Nakładane są na nas przymusowe podatki radiowotelewizyjne, choć coraz mniej osób ogląda telewizję badź słucha radia. Tracą one na rzecz np. internetu.
Za internet mam liczone w telefonie, a nawet nie posiadając telewizora powinienem być przynajmniej z części tego podatku zwolniony. Posiadam niestety radio samochodowe, w którym często słucham głównie własnych płyt z nagraniami zwierząt.
Jeśli kiedykolwiek przeczyta ten tekst ktoś z naszych przedstawicieli we władzach, to według mnie warto rozważyć inną formułę tego podatku.

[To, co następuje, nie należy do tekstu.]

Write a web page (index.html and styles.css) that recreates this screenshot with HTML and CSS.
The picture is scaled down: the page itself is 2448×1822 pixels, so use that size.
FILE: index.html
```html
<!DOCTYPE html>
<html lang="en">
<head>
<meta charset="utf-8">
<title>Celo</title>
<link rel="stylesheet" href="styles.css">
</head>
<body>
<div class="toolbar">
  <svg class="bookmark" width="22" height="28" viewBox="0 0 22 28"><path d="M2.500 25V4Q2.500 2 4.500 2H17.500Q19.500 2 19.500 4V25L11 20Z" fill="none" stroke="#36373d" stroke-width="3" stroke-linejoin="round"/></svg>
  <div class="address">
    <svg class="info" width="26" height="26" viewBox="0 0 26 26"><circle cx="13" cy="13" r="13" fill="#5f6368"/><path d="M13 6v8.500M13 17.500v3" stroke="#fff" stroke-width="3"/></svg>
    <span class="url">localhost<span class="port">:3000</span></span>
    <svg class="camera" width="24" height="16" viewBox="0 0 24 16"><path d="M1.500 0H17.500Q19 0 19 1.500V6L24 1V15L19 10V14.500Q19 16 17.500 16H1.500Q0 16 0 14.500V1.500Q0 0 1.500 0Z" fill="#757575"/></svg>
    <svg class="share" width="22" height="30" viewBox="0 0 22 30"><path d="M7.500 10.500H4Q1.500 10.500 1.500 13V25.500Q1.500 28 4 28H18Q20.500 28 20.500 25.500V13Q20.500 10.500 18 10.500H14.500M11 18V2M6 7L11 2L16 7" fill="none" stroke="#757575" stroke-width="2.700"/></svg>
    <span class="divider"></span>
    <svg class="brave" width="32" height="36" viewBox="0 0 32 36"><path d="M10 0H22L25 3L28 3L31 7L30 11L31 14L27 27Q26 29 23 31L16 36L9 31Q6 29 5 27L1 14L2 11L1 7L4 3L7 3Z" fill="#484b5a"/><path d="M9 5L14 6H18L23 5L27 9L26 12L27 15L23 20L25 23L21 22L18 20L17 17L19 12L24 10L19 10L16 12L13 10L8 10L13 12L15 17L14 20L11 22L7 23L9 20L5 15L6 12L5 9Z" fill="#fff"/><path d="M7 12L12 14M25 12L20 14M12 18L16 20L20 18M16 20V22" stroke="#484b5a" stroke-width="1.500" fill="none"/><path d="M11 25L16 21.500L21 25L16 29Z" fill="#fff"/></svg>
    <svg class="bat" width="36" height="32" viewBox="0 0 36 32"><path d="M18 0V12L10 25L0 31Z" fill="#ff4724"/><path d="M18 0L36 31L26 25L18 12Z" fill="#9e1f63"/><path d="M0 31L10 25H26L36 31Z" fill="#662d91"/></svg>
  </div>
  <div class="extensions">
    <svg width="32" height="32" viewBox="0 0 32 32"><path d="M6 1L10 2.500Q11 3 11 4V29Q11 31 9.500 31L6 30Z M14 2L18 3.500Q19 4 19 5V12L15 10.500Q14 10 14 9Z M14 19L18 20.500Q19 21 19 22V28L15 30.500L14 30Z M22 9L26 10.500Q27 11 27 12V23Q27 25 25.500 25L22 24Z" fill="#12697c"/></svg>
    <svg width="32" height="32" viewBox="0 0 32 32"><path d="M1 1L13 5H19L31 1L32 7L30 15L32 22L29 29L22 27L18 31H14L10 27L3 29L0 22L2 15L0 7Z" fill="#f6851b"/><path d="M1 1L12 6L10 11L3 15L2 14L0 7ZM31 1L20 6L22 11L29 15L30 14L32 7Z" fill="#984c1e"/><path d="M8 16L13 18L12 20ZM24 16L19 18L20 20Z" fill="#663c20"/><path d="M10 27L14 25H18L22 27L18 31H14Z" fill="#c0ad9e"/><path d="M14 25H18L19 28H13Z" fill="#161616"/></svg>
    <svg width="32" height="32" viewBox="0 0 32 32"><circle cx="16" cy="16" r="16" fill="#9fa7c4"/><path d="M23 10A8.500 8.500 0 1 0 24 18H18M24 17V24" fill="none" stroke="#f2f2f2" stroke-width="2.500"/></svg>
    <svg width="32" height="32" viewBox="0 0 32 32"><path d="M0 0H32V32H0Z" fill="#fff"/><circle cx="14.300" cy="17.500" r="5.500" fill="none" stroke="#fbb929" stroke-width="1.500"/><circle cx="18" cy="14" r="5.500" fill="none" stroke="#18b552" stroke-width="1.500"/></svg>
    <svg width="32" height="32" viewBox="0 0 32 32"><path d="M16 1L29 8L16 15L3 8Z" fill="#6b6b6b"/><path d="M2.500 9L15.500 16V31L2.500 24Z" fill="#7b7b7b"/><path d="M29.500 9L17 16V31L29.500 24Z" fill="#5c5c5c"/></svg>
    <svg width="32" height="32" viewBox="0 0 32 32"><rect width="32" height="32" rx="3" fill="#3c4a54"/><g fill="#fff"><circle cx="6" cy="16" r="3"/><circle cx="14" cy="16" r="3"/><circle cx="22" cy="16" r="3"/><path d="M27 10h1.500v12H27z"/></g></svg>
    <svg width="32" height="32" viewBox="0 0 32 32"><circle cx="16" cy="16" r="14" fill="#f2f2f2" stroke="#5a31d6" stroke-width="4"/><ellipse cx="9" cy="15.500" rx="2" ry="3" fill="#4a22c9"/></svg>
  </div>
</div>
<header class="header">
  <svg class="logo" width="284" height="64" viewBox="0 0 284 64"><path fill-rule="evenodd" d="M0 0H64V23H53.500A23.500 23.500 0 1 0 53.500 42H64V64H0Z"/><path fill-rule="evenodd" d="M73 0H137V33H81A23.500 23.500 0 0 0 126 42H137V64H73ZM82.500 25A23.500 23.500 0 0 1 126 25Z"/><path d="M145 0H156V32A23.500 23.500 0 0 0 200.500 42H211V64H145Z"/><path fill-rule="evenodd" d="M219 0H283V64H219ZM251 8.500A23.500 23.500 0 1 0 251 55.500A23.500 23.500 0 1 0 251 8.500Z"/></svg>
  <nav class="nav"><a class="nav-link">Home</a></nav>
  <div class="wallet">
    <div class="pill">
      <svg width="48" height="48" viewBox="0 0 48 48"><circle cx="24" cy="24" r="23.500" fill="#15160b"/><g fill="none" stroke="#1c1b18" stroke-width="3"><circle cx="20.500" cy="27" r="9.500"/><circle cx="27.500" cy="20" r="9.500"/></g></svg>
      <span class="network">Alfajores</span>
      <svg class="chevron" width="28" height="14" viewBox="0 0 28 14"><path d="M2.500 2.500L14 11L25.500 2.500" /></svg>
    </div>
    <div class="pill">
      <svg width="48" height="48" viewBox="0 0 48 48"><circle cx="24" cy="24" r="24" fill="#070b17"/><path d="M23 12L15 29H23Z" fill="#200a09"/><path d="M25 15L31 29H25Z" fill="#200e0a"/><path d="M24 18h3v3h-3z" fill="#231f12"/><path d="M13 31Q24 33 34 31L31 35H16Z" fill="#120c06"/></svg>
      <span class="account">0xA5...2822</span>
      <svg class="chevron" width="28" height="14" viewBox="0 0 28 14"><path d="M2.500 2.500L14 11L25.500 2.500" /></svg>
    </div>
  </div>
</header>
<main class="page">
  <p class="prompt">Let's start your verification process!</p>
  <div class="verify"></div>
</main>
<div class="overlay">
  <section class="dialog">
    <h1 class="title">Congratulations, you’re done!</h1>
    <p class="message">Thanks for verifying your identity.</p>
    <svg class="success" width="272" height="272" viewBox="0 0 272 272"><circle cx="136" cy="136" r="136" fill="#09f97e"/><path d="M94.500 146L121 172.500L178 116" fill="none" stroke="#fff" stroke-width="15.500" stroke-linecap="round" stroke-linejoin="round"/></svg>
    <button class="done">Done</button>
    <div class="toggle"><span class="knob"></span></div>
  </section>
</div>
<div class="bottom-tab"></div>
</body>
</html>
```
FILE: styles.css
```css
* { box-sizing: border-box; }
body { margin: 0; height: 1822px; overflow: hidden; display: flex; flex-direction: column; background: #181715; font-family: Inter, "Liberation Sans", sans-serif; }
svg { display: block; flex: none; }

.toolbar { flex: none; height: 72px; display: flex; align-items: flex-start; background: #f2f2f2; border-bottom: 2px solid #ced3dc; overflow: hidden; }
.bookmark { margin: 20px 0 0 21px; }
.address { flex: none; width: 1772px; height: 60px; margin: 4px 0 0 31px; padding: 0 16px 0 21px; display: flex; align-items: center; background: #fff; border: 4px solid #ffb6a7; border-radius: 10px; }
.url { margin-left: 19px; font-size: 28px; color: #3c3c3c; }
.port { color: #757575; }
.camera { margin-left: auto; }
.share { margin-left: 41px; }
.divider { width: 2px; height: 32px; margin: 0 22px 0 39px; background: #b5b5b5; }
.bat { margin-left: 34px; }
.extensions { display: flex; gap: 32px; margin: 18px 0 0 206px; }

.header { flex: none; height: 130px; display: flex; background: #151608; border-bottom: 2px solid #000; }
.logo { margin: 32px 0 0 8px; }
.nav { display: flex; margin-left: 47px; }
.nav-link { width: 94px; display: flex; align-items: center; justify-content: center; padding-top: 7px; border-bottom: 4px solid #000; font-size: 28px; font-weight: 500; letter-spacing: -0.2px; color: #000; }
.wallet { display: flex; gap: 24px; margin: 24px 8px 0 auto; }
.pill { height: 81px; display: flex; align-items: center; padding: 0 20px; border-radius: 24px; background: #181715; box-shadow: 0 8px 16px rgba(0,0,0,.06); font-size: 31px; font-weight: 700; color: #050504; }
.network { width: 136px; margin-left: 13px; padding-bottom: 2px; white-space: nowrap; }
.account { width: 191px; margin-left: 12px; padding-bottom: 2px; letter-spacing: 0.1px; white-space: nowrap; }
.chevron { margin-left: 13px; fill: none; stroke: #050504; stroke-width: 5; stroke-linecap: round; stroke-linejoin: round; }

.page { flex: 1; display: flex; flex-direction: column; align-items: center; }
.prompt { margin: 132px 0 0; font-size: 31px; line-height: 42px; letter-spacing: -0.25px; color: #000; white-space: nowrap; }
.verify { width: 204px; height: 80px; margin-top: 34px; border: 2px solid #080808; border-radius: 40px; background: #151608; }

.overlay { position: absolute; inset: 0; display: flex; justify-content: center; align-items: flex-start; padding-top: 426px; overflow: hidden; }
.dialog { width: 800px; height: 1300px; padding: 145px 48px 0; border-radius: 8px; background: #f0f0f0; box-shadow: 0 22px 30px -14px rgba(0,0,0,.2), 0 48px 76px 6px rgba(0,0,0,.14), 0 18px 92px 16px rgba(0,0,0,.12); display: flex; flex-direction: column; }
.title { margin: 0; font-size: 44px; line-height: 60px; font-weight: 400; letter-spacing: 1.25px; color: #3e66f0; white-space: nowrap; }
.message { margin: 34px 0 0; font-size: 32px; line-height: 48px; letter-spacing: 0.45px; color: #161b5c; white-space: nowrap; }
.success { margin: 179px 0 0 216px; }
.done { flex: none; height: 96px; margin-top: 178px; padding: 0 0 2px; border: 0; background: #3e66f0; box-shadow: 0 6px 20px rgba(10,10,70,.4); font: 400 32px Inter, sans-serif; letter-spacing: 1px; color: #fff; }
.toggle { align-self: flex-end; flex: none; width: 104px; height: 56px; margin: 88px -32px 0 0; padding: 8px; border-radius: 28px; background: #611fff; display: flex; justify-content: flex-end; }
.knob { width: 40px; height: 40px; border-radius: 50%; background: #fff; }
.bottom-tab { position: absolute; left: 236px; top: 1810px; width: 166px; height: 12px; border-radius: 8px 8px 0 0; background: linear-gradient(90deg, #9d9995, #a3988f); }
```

Proponowałbym go nazwać ogólnie podatkiem medialnym oraz ustawić jego funkcjonowanie w sposób podobny do 1 % podatków dla wybranego stowarzyszenia. Czyli np. na PITcie moglibyśmy zaznaczać, że kolejny odsetek naszych podatków przeznaczamy na wybrane medium, ale już nie tylko spośród państwowych mediów, lecz całej ogromnej listy mediów funkcjonujących w Rzeczpospolitej. Jeśli ktoś zamiast mediów wybrałby jakąś firmę spoza listy, jego odsetek przeznaczony byłby na cele charytatywne.